The Celtic Football Club in Scotland is recognized – but by only the inner, inner circle of soccer fanatics – for its traditional, horizontally striped jerseys. When Elliott oversaw the team's reimaging, he pushed for similar jerseys.

In Scotland, they call this style "hoops."

Perhaps because Scotland is a far-flung destination, the name has not resonated locally. Or maybe it's just because over here, we say "stripes."

But neither has some other fans' choice of nicknames, the Toros, seemed to cling.

The 2004 reimaging included a newly designed logo. Like the jerseys, the logo seemed well received by fans. And that logo included a bull, which, in Spanish, is a toro.

FC Dallas is running away from the pack in the MLS West. So it's giving fans plenty to hoot and holler about – even if it's not so easy to know which name to scream out.

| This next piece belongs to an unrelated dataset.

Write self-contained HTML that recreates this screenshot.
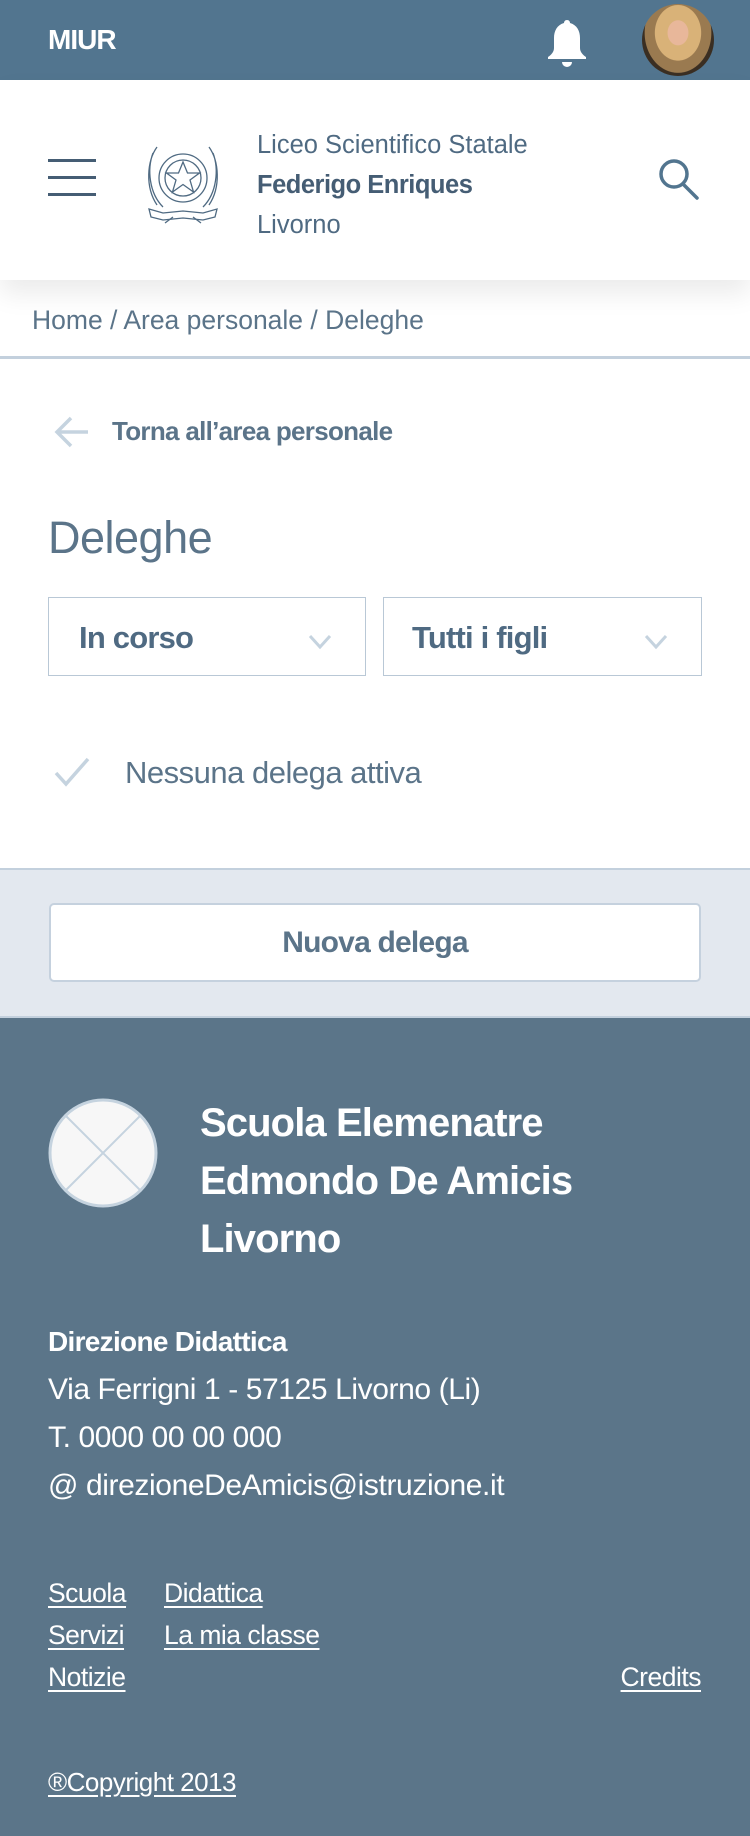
<!DOCTYPE html>
<html><head><meta charset="utf-8"><style>
*{margin:0;padding:0;box-sizing:border-box}
body{width:750px;height:1836px;overflow:hidden;font-family:"Liberation Sans",sans-serif;background:#fff;color:#4f6a82;position:relative}
.a{position:absolute;white-space:nowrap}
.top{position:absolute;left:0;top:0;width:750px;height:80px;background:#52758f}
.hdr{position:absolute;left:0;top:80px;width:750px;height:200px;background:#fff;box-shadow:0 14px 24px rgba(0,0,0,.08)}
.foot{position:absolute;left:0;top:1018px;width:750px;height:818px;background:#5b7589;color:#fff}
.foot a{color:#fff;text-decoration:underline;text-underline-offset:4px}
.sel{position:absolute;top:597px;height:79px;border:1.5px solid #b9c8d6;background:#fff}
</style></head><body>
<div class="top">
  <div class="a" style="left:48px;top:24px;color:#fff;font-weight:bold;font-size:28px;letter-spacing:-1px">MIUR</div>
  <svg class="a" style="left:543px;top:18px" width="48" height="50" viewBox="0 0 48 50"><path d="M24 2c2 0 3 1.5 3 3 7 2 10 8 10 15v10c0 4 3 7 6 9v2H5v-2c3-2 6-5 6-9V20c0-7 3-13 10-15 0-1.5 1-3 3-3z" fill="#fff"/><path d="M19 44a5 5 0 0 0 10 0z" fill="#fff"/></svg>
  <div class="a" style="left:642px;top:4px;width:72px;height:72px;border-radius:50%;background:radial-gradient(ellipse at 50% 40%,#e8b79a 0 20%,#d9b278 21% 45%,#9a7a50 46% 65%,#3a2e22 66%)"></div>
</div>
<div class="hdr">
  <div class="a" style="left:48px;top:79px;width:48px;height:3px;background:#455d74"></div>
  <div class="a" style="left:48px;top:96px;width:48px;height:3px;background:#455d74"></div>
  <div class="a" style="left:48px;top:113px;width:48px;height:3px;background:#455d74"></div>
  <svg class="a" style="left:143px;top:53px" width="80" height="92" viewBox="0 0 80 92" fill="none" stroke="#4f6a82" stroke-width="1.3">
    <path d="M14 14c-10 14-12 40 0 58M10 20c-6 16-4 40 10 54M66 14c10 14 12 40 0 58M70 20c6 16 4 40-10 54"/>
    <circle cx="40" cy="45" r="24"/><circle cx="40" cy="45" r="18"/>
    <path d="M40 29l4.5 11h12l-9.5 7 3.5 12-10.5-7.5-10.5 7.5 3.5-12-9.5-7h12z"/>
    <path d="M6 76l14 4 20-2 20 2 14-4-2 8-12 3-20-2-20 2-12-3z"/>
    <path d="M30 84l-8 6M50 84l8 6"/>
  </svg>
  <div class="a" style="left:257px;top:45px;font-size:25.5px;color:#4f6a82;line-height:40px">Liceo Scientifico Statale</div>
  <div class="a" style="left:257px;top:85px;font-size:25.5px;font-weight:bold;color:#455d74;line-height:40px;letter-spacing:-.5px">Federigo Enriques</div>
  <div class="a" style="left:257px;top:125px;font-size:25.5px;color:#4f6a82;line-height:40px">Livorno</div>
  <svg class="a" style="left:658px;top:78px" width="44" height="44" viewBox="0 0 44 44" fill="none" stroke="#52758f" stroke-width="3.5"><circle cx="16" cy="16" r="13"/><path d="M25 26l14 14" stroke-linecap="round"/></svg>
</div>
<div class="a" style="left:32px;top:305px;font-size:26.5px;color:#5b7489">Home / Area personale / Deleghe</div>
<div class="a" style="left:0;top:356px;width:750px;height:3px;background:#c3d0dd"></div>
<svg class="a" style="left:54px;top:415px" width="36" height="34" viewBox="0 0 36 34" fill="none" stroke="#c5d3df" stroke-width="3.5"><path d="M34 17H4M17 3L3 17l14 14"/></svg>
<div class="a" style="left:112px;top:416px;font-size:26px;font-weight:bold;color:#5b7489;letter-spacing:-.7px">Torna all’area personale</div>
<div class="a" style="left:48px;top:512px;font-size:45px;color:#5b7489;letter-spacing:-.5px">Deleghe</div>
<div class="sel" style="left:48px;width:318px"></div>
<div class="sel" style="left:383px;width:319px"></div>
<div class="a" style="left:79px;top:620px;font-size:31px;font-weight:bold;color:#4f6a82;letter-spacing:-.8px">In corso</div>
<div class="a" style="left:412px;top:620px;font-size:31px;font-weight:bold;color:#4f6a82;letter-spacing:-.8px">Tutti i figli</div>
<svg class="a" style="left:308px;top:634px" width="24" height="16" viewBox="0 0 24 16" fill="none" stroke="#c5d3df" stroke-width="3"><path d="M2 2l10 11L22 2"/></svg>
<svg class="a" style="left:644px;top:634px" width="24" height="16" viewBox="0 0 24 16" fill="none" stroke="#c5d3df" stroke-width="3"><path d="M2 2l10 11L22 2"/></svg>
<svg class="a" style="left:54px;top:757px" width="36" height="30" viewBox="0 0 36 30" fill="none" stroke="#c5d3df" stroke-width="3.5"><path d="M2 16l10 11L34 2"/></svg>
<div class="a" style="left:125px;top:755px;font-size:31px;color:#5b7489;letter-spacing:-.5px">Nessuna delega attiva</div>
<div class="a" style="left:0;top:868px;width:750px;height:150px;background:#e3e8ef;border-top:2px solid #c3d0dd;border-bottom:2px solid #c3d0dd"></div>
<div class="a" style="left:49px;top:903px;width:652px;height:79px;background:#fff;border:2px solid #c5d1de;border-radius:5px;text-align:center;line-height:75px;font-size:30px;font-weight:bold;color:#5b7489;letter-spacing:-.8px">Nuova delega</div>
<div class="foot">
  <svg class="a" style="left:48px;top:80px" width="110" height="110" viewBox="0 0 110 110"><circle cx="55" cy="55" r="53" fill="#f7f7f7" stroke="#c5d3df" stroke-width="3"/><path d="M18 18L92 92M92 18L18 92" stroke="#c5d3df" stroke-width="2"/></svg>
  <div class="a" style="left:200px;top:76px;font-size:40px;font-weight:bold;line-height:58px;letter-spacing:-.9px">Scuola Elemenatre<br>Edmondo De Amicis<br>Livorno</div>
  <div class="a" style="left:48px;top:300px;font-size:28px;font-weight:bold;letter-spacing:-.7px;line-height:48px">Direzione Didattica</div>
  <div class="a" style="left:48px;top:348px;font-size:30px;line-height:48px;letter-spacing:-.4px">Via Ferrigni 1 - 57125 Livorno (Li)<br>T. 0000 00 00 000<br>@ direzioneDeAmicis@istruzione.it</div>
  <div class="a" style="left:48px;top:554px;font-size:26.5px;line-height:42px;letter-spacing:-.5px"><a>Scuola</a><br><a>Servizi</a><br><a>Notizie</a></div>
  <div class="a" style="left:164px;top:554px;font-size:26.5px;line-height:42px;letter-spacing:-.5px"><a>Didattica</a><br><a>La mia classe</a></div>
  <div class="a" style="right:49px;top:638px;font-size:26.5px;line-height:42px;letter-spacing:-.5px"><a>Credits</a></div>
  <div class="a" style="left:48px;top:743px;font-size:26px;line-height:42px;letter-spacing:-.5px"><a>®Copyright 2013</a></div>
</div>
</body></html>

E-mail stevedavis@dallasnews.com

Keeping score in area soccer:

1. SMU women's soccer: Entertains No. 1 Notre Dame on the Mustangs' new field, 1 p.m. Sunday.

2. Nikki Washington: Barely 18, UNC freshman from Mesquite has started all five games for powerful Tar Heels.

3. Adrian Chevannes: SMU junior is C-USA Offensive Player of the Week.

4. DaMarcus Beasley: U.S. midfielder leaves Dutch team on one-year loan to Manchester City. Bonus: Local fans can see him now since EPL games are easier to find.

5. Dax McCarty: FC Dallas rookie scores for U.S. under-20s in 3-1 win over Argentina.